The Business of Fashion
Agenda-setting intelligence, analysis and advice for the global fashion community.
Agenda-setting intelligence, analysis and advice for the global fashion community.
NEW YORK, United States — Armarium, a rental service that offers items from Bottega Veneta, Thom Browne, Altuzarra and other luxury designers, is shutting down after failing to find a buyer.
The New York-based company was co-founded by Trisha Gregory and Alexandra Lind Rose and launched in 2016. It raised $5 million from investors including Adrian Cheng's C Ventures, Carmen Busquets, Tommy Hilfiger and Farfetch Chief Brand Officer Holli Rogers. Operations will cease on March 7; the company has fewer than 15 employees, Gregory told BoF.

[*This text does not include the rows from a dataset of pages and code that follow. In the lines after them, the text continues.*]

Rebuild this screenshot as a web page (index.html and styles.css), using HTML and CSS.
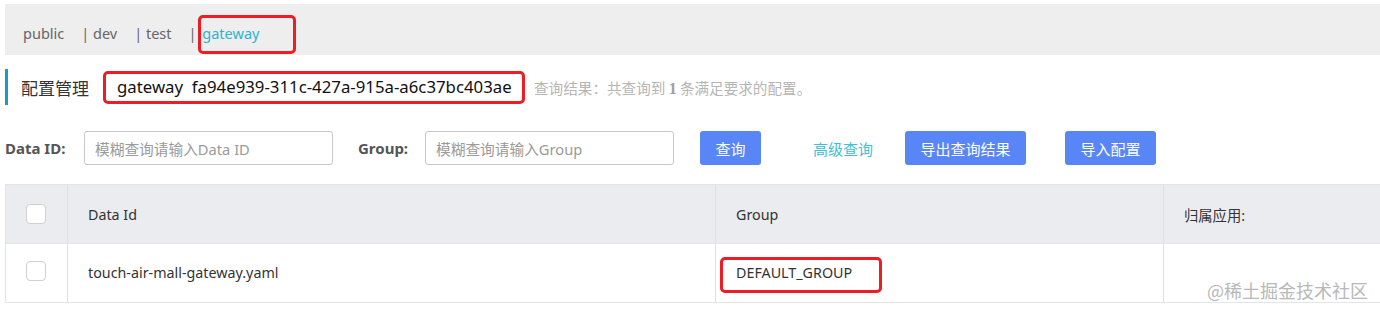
FILE: index.html
```html
<!DOCTYPE html>
<html>
<head>
<meta charset="utf-8">
<link rel="stylesheet" href="styles.css">
</head>
<body>
<div class="page">
  <div class="nav">
    <span class="ns">public</span>
    <span class="ns sep">| dev</span>
    <span class="ns sep">| test</span>
    <span class="ns sep">| <span class="active">gateway</span></span>
    <div class="mark mark-nav"></div>
  </div>

  <div class="title-row">
    <div class="title">配置管理</div>
    <div class="ns-id">gateway&nbsp;&nbsp;fa94e939-311c-427a-915a-a6c37bc403ae</div>
    <div class="result">查询结果：共查询到 <b>1</b> 条满足要求的配置。</div>
  </div>

  <div class="filter">
    <label class="lbl">Data ID:</label>
    <div class="input">模糊查询请输入Data ID</div>
    <label class="lbl lbl-group">Group:</label>
    <div class="input">模糊查询请输入Group</div>
    <button class="btn btn-query">查询</button>
    <span class="link">高级查询</span>
    <button class="btn btn-export">导出查询结果</button>
    <button class="btn btn-import">导入配置</button>
  </div>

  <div class="table">
    <div class="row head">
      <div class="cell c-chk"><span class="chk"></span></div>
      <div class="cell c-id">Data Id</div>
      <div class="cell c-group">Group</div>
      <div class="cell c-app">归属应用:</div>
    </div>
    <div class="row body">
      <div class="cell c-chk"><span class="chk"></span></div>
      <div class="cell c-id">touch-air-mall-gateway.yaml</div>
      <div class="cell c-group"><span class="grp">DEFAULT_GROUP<span class="mark mark-grp"></span></span></div>
      <div class="cell c-app"></div>
    </div>
    <div class="watermark">@稀土掘金技术社区</div>
  </div>
</div>
</body>
</html>
```

FILE: styles.css
```css
* { box-sizing: border-box; }
html, body { margin: 0; padding: 0; background: #fff; }
body {
  font-family: "Noto Sans", "Noto Sans CJK SC", sans-serif;
  color: #333;
  width: 1380px;
  height: 314px;
  overflow: hidden;
}
.page { padding: 4px 0 0 5px; }

.nav {
  position: relative;
  height: 51px;
  background: #eeeeee;
  display: flex;
  align-items: center;
  padding: 6px 0 0 18px;
  font-size: 14.5px;
  color: #666;
}
.ns { white-space: pre; }
.sep { margin-left: 17px; }
.active { color: #2db3cf; margin-left: 2px; }
.mark {
  position: absolute;
  border: 3px solid #ee1c24;
  border-radius: 5px;
}
.mark-nav { left: 193px; top: 11px; width: 98px; height: 39px; }

.title-row {
  margin-top: 14px;
  height: 36px;
  display: flex;
  align-items: center;
  border-left: 3px solid #1d9ac4;
}
.title {
  font-size: 17px;
  color: #333;
  margin-left: 13px;
  font-family: "Noto Sans CJK SC", sans-serif;
}
.ns-id {
  margin-left: 14px;
  height: 33px;
  border: 3px solid #ee1c24;
  border-radius: 5px;
  padding: 0 0 2px 11px;
  width: 422px;
  display: flex;
  align-items: center;
  font-size: 16.8px;
  color: #111;
}
.result {
  margin-left: 9px;
  font-size: 14.6px;
  color: #b5b5b5;
  font-family: "Noto Sans CJK SC", sans-serif;
}
.result b { color: #a0a0a0; font-family: "Liberation Serif", serif; font-size: 16px; }

.filter {
  margin-top: 26px;
  height: 34px;
  display: flex;
  align-items: center;
}
.lbl {
  font-size: 15px;
  font-weight: bold;
  color: #555;
  width: 79px;
}
.lbl-group { width: 67px; margin-left: 25px; }
.input {
  width: 249px;
  height: 34px;
  border: 1px solid #c8c8c8;
  border-radius: 3px;
  padding-left: 10px;
  display: flex;
  align-items: center;
  font-size: 14.7px;
  color: #9a9a9a;
  font-family: "Noto Sans", "Noto Sans CJK SC", sans-serif;
}
.btn {
  height: 34px;
  border: none;
  border-radius: 3px;
  background: #5886f6;
  color: #fff;
  font-size: 15px;
  font-family: "Noto Sans CJK SC", sans-serif;
  padding: 0;
  margin: 0;
}
.btn-query { width: 61px; margin-left: 26px; }
.link { margin-left: 52px; font-size: 15px; color: #3fbed6; font-family: "Noto Sans CJK SC", sans-serif; }
.btn-export { width: 121px; margin-left: 32px; }
.btn-import { width: 91px; margin-left: 39px; }

.table {
  position: relative;
  margin-top: 19px;
  border-top: 1px solid #e3e4e7;
  border-left: 1px solid #e3e4e7;
}
.row {
  display: flex;
  height: 59px;
  border-bottom: 1px solid #e3e4e7;
}
.head { background: #ebecef; }
.cell {
  display: flex;
  align-items: center;
  font-size: 14.3px;
  color: #333;
  border-right: 1px solid #dfe0e3;
}
.c-chk { width: 62px; justify-content: center; padding-right: 2px; }
.c-id { width: 648px; padding-left: 20px; }
.c-group { width: 448px; padding-left: 20px; }
.c-app { flex: 1; padding-left: 20px; border-right: none; }
.body .c-id, .body .c-group { padding-bottom: 2px; }
.chk {
  width: 20px;
  height: 20px;
  border: 1px solid #cfcfcf;
  border-radius: 4px;
  background: #fff;
}
.body .chk { margin-top: -4px; }
.grp { position: relative; }
.mark-grp { left: -16px; top: -6px; width: 162px; height: 36px; }
.watermark {
  position: absolute;
  right: 12px;
  bottom: 0;
  font-size: 18px;
  color: #b8b8b8;
  font-family: "Noto Sans CJK SC", sans-serif;
}
```
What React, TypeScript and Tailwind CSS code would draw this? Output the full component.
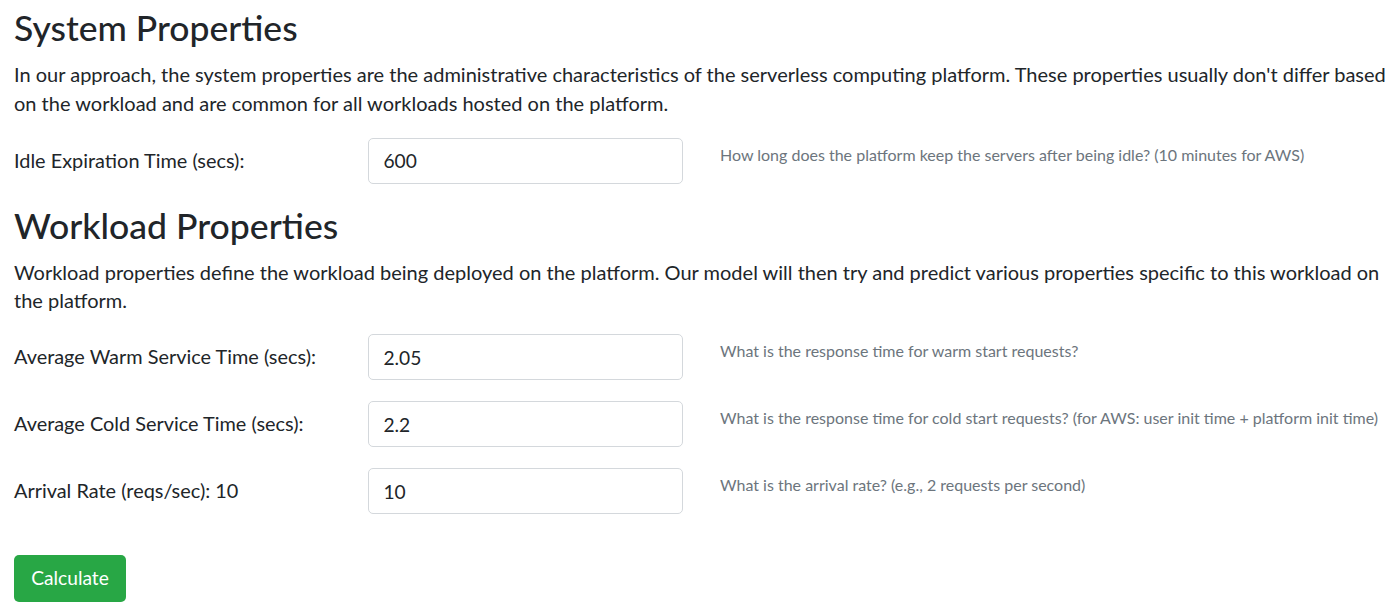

Armarium took a different approach from Rent the Runway, by far the most prominent player in the increasingly crowded fashion rental market. It offered runway looks from designers like Christopher Kane, Rick Owens and Maison Margiela, who otherwise eschewed the rental model, with fees ranging from $200 to $800 (one-time rentals at Rent the Runway are mostly well under $300).
Armarium also partnered with a network of boutiques and stores to widen its reach with customers and sometimes rent store inventory, with partners including Le Bon Marché, Browns and The Webster. It tapped a team of stylists to help customers find their rental pieces and complement them with accessories for sale from retail partners.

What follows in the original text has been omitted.